Gundy foresees college coaches entrenched with their teams over the course of a season, same as NFL coaches are with theirs, for reasons beyond class work.
“More than ever, the guys on our team need us around them all the time. That’s our job,” Gundy said. “And when we scatter on a Thursday night and a Friday, and go show up and play a game Saturday, we’re not around as much.
“You can say, ‘Well they’re big kids, figure it out.’ That’s true. But on a little smaller scale, it’s no different than you want to be around your children when you’re raising them.
“You want to be there to help them make good decisions. Or, when they need help, to talk to them.
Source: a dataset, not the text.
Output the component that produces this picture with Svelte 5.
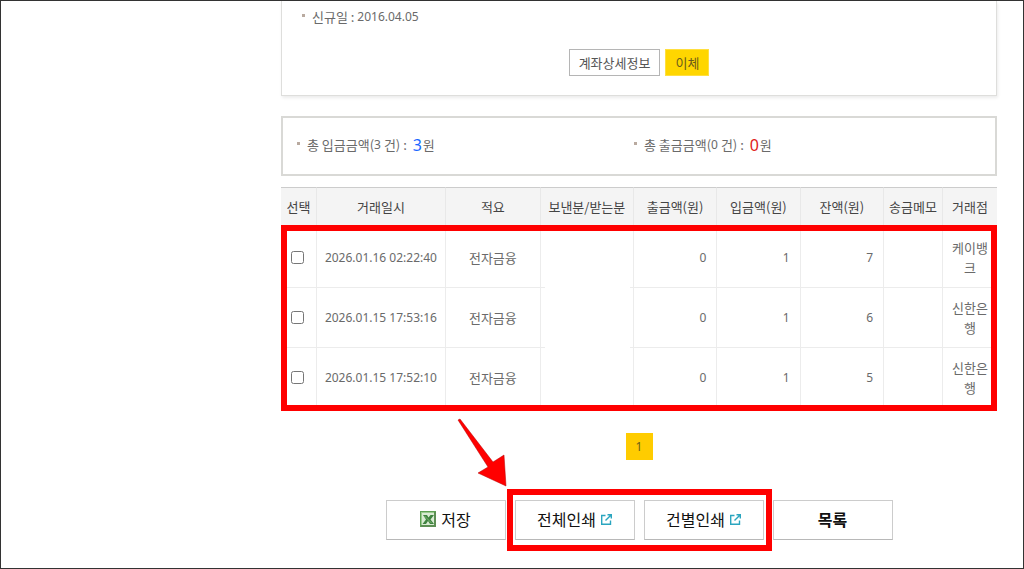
<script>
  let transactions = $state([
    { date: '2026.01.16 02:22:40', type: '전자금융', withdrawal: 0, deposit: 1, balance: 7, memo: '', branch: '케이뱅크', selected: false },
    { date: '2026.01.15 17:53:16', type: '전자금융', withdrawal: 0, deposit: 1, balance: 6, memo: '', branch: '신한은행', selected: false },
    { date: '2026.01.15 17:52:10', type: '전자금융', withdrawal: 0, deposit: 1, balance: 5, memo: '', branch: '신한은행', selected: false }
  ]);
</script>

{#snippet popupIcon()}
  <svg class="popup-icon" width="11" height="11" viewBox="0 0 11 11" fill="none" stroke="#2aa5bf" stroke-width="1.4" aria-hidden="true">
    <path d="M4.500 1.500H.7v8.800h8.800V6.500" />
    <path d="M6.500 .7h3.800v3.800M10.300 .7L4.500 6.500" />
  </svg>
{/snippet}

<main class="page">
  <section class="account">
    <p class="bullet">신규일 : <span class="num">2016.04.05</span></p>
    <div class="account-buttons">
      <button class="btn-small">계좌상세정보</button>
      <button class="btn-small yellow">이체</button>
    </div>
  </section>

  <section class="summary">
    <p class="bullet">총 입금금액(<span class="num">3</span> 건) : <strong class="in">3</strong>원</p>
    <p class="bullet">총 출금금액(<span class="num">0</span> 건) : <strong class="out">0</strong>원</p>
  </section>

  <div class="table-wrap">
    <table>
      <colgroup>
        <col class="c-check" /><col class="c-date" /><col class="c-type" />
        <col class="c-name" /><col class="c-money" /><col class="c-money" />
        <col class="c-money" /><col class="c-memo" /><col class="c-branch" />
      </colgroup>
      <thead>
        <tr>
          <th>선택</th>
          <th>거래일시</th>
          <th>적요</th>
          <th>보낸분/받는분</th>
          <th>출금액(원)</th>
          <th>입금액(원)</th>
          <th>잔액(원)</th>
          <th>송금메모</th>
          <th>거래점</th>
        </tr>
      </thead>
      <tbody>
        {#each transactions as row}
          <tr>
            <td class="check"><input type="checkbox" aria-label={row.date} bind:checked={row.selected} /></td>
            <td class="num">{row.date}</td>
            <td>{row.type}</td>
            <td class="name"></td>
            <td class="num money">{row.withdrawal}</td>
            <td class="num money">{row.deposit}</td>
            <td class="num money">{row.balance}</td>
            <td>{row.memo}</td>
            <td class="branch">{row.branch}</td>
          </tr>
        {/each}
      </tbody>
    </table>
    <div class="mark mark-table"></div>
  </div>

  <nav class="paging">
    <button class="num">1</button>
  </nav>

  <div class="actions">
    <button class="btn">
      <svg width="16" height="16" viewBox="0 0 16 16" aria-hidden="true">
        <rect width="16" height="16" fill="#5da052" />
        <rect x="1" y="1" width="14" height="14" fill="#9acb8f" />
        <rect x="2" y="2" width="12" height="12" fill="#d9ebd3" />
        <path d="M14 1h2v15H1v-2h13z" fill="#5d8f54" />
        <path d="M3 4h4l1.500 2.500L10.500 4H14l-3.500 4.500L14 13h-4l-2-3-2 3H2.500l3.500-4.500z" fill="#3f8340" />
        <path d="M4.500 5L11.500 12" stroke="#7cb871" />
      </svg>
      저장
    </button>
    <div class="print-group">
      <button class="btn">전체인쇄{@render popupIcon()}</button>
      <button class="btn">건별인쇄{@render popupIcon()}</button>
      <div class="mark mark-print"></div>
      <svg class="arrow" width="50" height="70" viewBox="0 0 50 70" aria-hidden="true">
        <path d="M1 2L3 1L36 44L47 37L49 68L21 55L31 49Z" fill="#f00" stroke="#b30000" stroke-width=".5" />
      </svg>
    </div>
    <button class="btn bold">목록</button>
  </div>
</main>

<style>
  :global(body) {
    margin: 0;
    background: #fff;
  }
  .page {
    box-sizing: border-box;
    min-height: 100vh;
    padding: 0 26px 0 280px;
    border: 1px solid #333;
    color: #6a6a6a;
    font-family: 'Noto Sans CJK KR', sans-serif;
    font-size: 13px;
    line-height: 20px;
  }
  p { margin: 0; }
  button {
    padding: 0;
    font-family: inherit;
    cursor: pointer;
  }
  .num {
    font-family: 'Noto Sans', sans-serif;
    font-size: 12px;
  }
  .bullet {
    display: flex;
    align-items: center;
    white-space: pre;
  }
  .bullet::before {
    content: '';
    width: 3px;
    height: 3px;
    margin: 0 7px 3px 0;
    background: #b9aaa0;
  }

  .account {
    padding: 6px 20px 19px;
    border: 1px solid #dededc;
    border-top: 0;
    box-shadow: 1px 2px 3px rgba(0, 0, 0, 0.08);
  }
  .account-buttons {
    display: flex;
    justify-content: center;
    gap: 5px;
    margin-top: 22px;
  }
  .btn-small {
    height: 27px;
    padding: 0 9px;
    border: 1px solid #b5b5b5;
    background: #fff;
    color: #555;
    font-size: 13px;
  }
  .btn-small.yellow {
    border-color: #ffdf40;
    background: #ffd600;
    color: #6b5c1c;
  }

  .summary {
    display: grid;
    grid-template-columns: 1fr 1fr;
    margin-top: 20px;
    padding: 17px 24px 19px 14px;
    border: 2px solid #d9d9d6;
  }
  .summary strong {
    margin: 0 1px 0 3px;
    font-family: 'Noto Sans', sans-serif;
    font-size: 16px;
    font-weight: 400;
  }
  .in { color: #1a66ff; }
  .out { color: #e02020; }

  .table-wrap {
    position: relative;
    margin-top: 11px;
  }
  table {
    width: 100%;
    table-layout: fixed;
    border-collapse: separate;
    border-spacing: 0;
    text-align: center;
  }
  .c-check { width: 35px; }
  .c-date { width: 18%; }
  .c-type { width: 95px; }
  .c-name { width: 93px; }
  .c-memo { width: 59px; }
  .c-branch { width: 55px; }
  th {
    height: 37px;
    padding: 0 0 2px;
    border-top: 1px solid #ccc;
    border-bottom: 1px solid #ccc;
    border-left: 1px solid #e8e8e8;
    background: #f4f4f4;
    color: #444;
    font-weight: 400;
    white-space: nowrap;
  }
  td {
    height: 59px;
    padding: 0;
    border-bottom: 1px solid #ececec;
    border-left: 1px solid #ececec;
  }
  th:first-child, td:first-child { border-left: 0; }
  td.check { text-align: left; }
  td.check input {
    display: block;
    width: 13px;
    height: 13px;
    margin: 0 0 0 10px;
  }
  td.money {
    padding-right: 10px;
    text-align: right;
  }
  td.branch {
    padding: 0 8px;
    word-break: break-all;
  }
  /* counterparty is blanked out, row lines included */
  td.name { position: relative; }
  td.name::after {
    content: '';
    position: absolute;
    right: 3px;
    bottom: -1px;
    left: 4px;
    height: 1px;
    background: #fff;
  }

  .mark {
    position: absolute;
    border: 6px solid #f00;
    pointer-events: none;
  }
  .mark-table { inset: 38px 0 -3px; }
  .mark-print { inset: -11px -8px; }

  .paging {
    display: flex;
    justify-content: center;
    margin-top: 25px;
  }
  .paging button {
    width: 27px;
    height: 27px;
    border: 0;
    background: #fc0;
    color: #6b5c1c;
  }

  .actions {
    display: flex;
    justify-content: center;
    gap: 9px;
    margin-top: 40px;
  }
  .print-group {
    position: relative;
    display: flex;
    gap: 9px;
  }
  .btn {
    display: flex;
    align-items: center;
    justify-content: center;
    gap: 5px;
    width: 120px;
    height: 40px;
    padding-bottom: 2px;
    border: 1px solid #ccc;
    border-bottom-color: #b8b8b8;
    background: #fff;
    color: #111;
    font-size: 16px;
  }
  .bold { font-weight: 700; }
  .arrow {
    position: absolute;
    top: -82px;
    left: -58px;
  }
</style>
Or when they’re hurting. It’s the same thing.
“So it would be good for the recruits and their families, and for the coaching staff, if that was taken care of.”
Would this be good for the recruits and their families? Highly debatable.
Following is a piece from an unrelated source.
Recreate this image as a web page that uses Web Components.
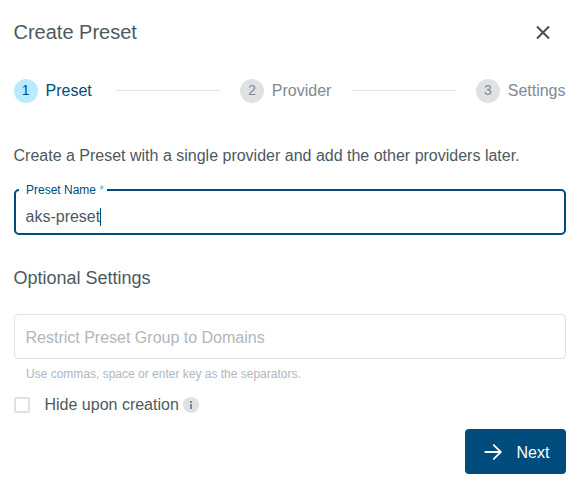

Gundy’s suggestion allows his five front office members dedicated to recruiting — recruiting director Todd Bradford and Bradford’s four assistants — to visit recruits in place of traditional assistants. Since Gundy and his 10 full-time position assistants are the ones entrusted to take care of said recruits over the next four or five years — remember, he liked these kids to his “children” — the recruits’ families need to get to know the position coaches a heck of a lot closer than the recruiting staffers.
Would Gundy’s suggestion be good for the coaching staff? It would be healthy for the staffs. It would cut their work weeks from insane to outrageous. In that sense, yeah.
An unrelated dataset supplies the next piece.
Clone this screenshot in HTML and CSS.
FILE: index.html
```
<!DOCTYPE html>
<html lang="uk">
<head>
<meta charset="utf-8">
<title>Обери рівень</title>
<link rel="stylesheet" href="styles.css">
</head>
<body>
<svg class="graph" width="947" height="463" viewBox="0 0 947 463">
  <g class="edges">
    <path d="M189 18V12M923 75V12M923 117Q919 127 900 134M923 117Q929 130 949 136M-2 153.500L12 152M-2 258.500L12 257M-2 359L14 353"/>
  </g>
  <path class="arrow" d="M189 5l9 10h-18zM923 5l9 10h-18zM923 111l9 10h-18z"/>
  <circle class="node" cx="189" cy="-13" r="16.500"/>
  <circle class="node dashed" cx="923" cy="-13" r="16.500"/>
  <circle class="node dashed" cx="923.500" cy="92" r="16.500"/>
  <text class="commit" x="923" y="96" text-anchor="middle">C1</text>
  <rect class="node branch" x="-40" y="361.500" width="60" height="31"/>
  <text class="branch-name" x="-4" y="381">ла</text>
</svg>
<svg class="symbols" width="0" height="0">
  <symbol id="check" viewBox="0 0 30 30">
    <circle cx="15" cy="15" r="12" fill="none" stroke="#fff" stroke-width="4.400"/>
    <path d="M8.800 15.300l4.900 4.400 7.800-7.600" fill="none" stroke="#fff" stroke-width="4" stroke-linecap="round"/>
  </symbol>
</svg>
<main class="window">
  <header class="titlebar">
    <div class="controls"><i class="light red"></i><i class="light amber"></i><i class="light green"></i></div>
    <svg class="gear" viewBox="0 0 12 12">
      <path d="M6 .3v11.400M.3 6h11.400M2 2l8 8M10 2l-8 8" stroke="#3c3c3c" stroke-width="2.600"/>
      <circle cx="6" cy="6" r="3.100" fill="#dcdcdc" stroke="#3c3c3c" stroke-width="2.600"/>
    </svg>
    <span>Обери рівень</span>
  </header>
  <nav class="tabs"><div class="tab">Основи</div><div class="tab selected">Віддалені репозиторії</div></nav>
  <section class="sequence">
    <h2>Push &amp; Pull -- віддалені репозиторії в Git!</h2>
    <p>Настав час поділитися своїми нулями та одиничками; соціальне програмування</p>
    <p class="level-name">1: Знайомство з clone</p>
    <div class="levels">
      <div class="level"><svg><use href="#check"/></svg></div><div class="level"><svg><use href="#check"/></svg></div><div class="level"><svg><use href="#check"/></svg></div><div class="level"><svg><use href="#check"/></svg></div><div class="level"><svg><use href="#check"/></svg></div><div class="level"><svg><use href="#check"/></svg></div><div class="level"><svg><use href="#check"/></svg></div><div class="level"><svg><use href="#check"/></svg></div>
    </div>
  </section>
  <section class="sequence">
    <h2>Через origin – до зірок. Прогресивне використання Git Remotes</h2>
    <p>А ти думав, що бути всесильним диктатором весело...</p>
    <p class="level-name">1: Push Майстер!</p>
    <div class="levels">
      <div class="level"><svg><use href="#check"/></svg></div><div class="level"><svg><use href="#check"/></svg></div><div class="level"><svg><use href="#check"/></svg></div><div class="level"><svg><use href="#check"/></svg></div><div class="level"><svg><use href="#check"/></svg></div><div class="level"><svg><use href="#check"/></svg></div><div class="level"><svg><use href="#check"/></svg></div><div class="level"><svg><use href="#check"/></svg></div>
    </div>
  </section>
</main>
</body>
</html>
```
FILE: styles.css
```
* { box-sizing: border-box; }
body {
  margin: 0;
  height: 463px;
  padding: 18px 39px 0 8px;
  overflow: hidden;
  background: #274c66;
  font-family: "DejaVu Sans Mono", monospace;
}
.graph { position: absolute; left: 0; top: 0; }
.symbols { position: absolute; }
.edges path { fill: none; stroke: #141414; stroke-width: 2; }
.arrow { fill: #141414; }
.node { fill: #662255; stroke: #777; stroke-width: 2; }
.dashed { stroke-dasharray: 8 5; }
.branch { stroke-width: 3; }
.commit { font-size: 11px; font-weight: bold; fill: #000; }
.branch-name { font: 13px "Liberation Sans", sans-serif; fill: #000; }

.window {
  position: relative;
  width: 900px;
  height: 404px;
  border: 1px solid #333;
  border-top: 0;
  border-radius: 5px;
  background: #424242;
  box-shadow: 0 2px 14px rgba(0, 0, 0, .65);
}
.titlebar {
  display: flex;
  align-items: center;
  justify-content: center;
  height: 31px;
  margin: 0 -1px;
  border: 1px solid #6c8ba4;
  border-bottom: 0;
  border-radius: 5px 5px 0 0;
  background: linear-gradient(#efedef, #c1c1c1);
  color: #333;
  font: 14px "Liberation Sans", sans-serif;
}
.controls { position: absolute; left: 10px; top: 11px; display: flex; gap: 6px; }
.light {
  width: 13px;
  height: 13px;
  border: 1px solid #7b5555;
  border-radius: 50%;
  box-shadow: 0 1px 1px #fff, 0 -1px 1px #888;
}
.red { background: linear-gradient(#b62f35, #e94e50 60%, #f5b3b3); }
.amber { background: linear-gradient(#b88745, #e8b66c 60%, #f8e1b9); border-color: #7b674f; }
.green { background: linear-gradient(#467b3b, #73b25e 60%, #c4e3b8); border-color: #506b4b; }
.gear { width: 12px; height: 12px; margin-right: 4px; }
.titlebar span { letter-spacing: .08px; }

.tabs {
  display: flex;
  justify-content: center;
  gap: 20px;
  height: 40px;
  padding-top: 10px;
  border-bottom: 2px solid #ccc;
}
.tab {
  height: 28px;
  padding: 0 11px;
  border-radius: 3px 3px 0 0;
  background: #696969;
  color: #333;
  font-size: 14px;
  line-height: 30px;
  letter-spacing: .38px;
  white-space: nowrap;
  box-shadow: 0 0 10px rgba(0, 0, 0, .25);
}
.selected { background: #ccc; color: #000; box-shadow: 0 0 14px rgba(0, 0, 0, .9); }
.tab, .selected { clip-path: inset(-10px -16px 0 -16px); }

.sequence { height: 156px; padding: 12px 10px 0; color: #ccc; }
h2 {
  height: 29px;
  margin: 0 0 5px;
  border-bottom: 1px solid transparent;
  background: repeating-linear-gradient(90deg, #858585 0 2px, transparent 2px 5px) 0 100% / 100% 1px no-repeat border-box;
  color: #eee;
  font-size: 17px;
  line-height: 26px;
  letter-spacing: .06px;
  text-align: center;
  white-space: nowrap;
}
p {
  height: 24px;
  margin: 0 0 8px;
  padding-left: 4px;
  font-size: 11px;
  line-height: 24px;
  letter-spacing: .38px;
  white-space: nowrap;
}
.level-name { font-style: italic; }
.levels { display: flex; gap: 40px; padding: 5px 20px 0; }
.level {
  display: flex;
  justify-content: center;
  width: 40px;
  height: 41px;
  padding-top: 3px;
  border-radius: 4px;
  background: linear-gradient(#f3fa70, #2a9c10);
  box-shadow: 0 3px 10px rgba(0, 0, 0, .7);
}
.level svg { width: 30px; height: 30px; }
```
Does Gundy’s suggestion score from a practicality standpoint? Mmm…
“We’ve got all the video in the world,” he said. “I can pull up every game that was played last Friday night.”
Meaning, in-season road trips on those Thursday and Friday nights for high school games aren’t as useful as they were before every college coach with a computer had Hudl highlights of every high school player.
As for in-season road trips to the prospects’ coaches and principals’ offices? For character assessments?
“We don’t get a lot of really accurate information from schools,” Gundy revealed Monday. “We live in a society where teachers, coaches, parents and administrators can’t really talk about things that may potentially say something that’s not good about a kid, and they potentially end with a lawsuit or out of a job. Can’t tell the truth anymore.”
Gundy figures if high school campus visits are less personal or reliable than they once were, they should be left, in season at least, to his recruiting staffers. They become NFL scouts, since it is NFL scouts who attend college prospects’ games and practices instead of NFL assistant coaches.
“These recruiting staff that some of these schools have are expensive. I’m talking about multimillion-dollar a year investments,” Gundy said. “So they might as well be out recruiting, and then bringing that information back to the staff. And when the season is over, the staff can go out and talk to these kids face to face and talk to their parents.”
There is sense to some of this.
There would be more sense if high school prospects signed contracts, not scholarship offers, to play for college teams. If they had rights to collective bargaining and revenue sharing from those billion-dollar media contracts.
Then the enterprise becomes less personal, the college players become less like “children” and more like “employees,” and it feels more reasonable to turn a college program’s recruiting staff into a scouting department whose personnel live out of suitcases as they bounce from high school to high school every fall.
Until that occurs Gundy probably ought to keep his appointments under Friday night’s lights.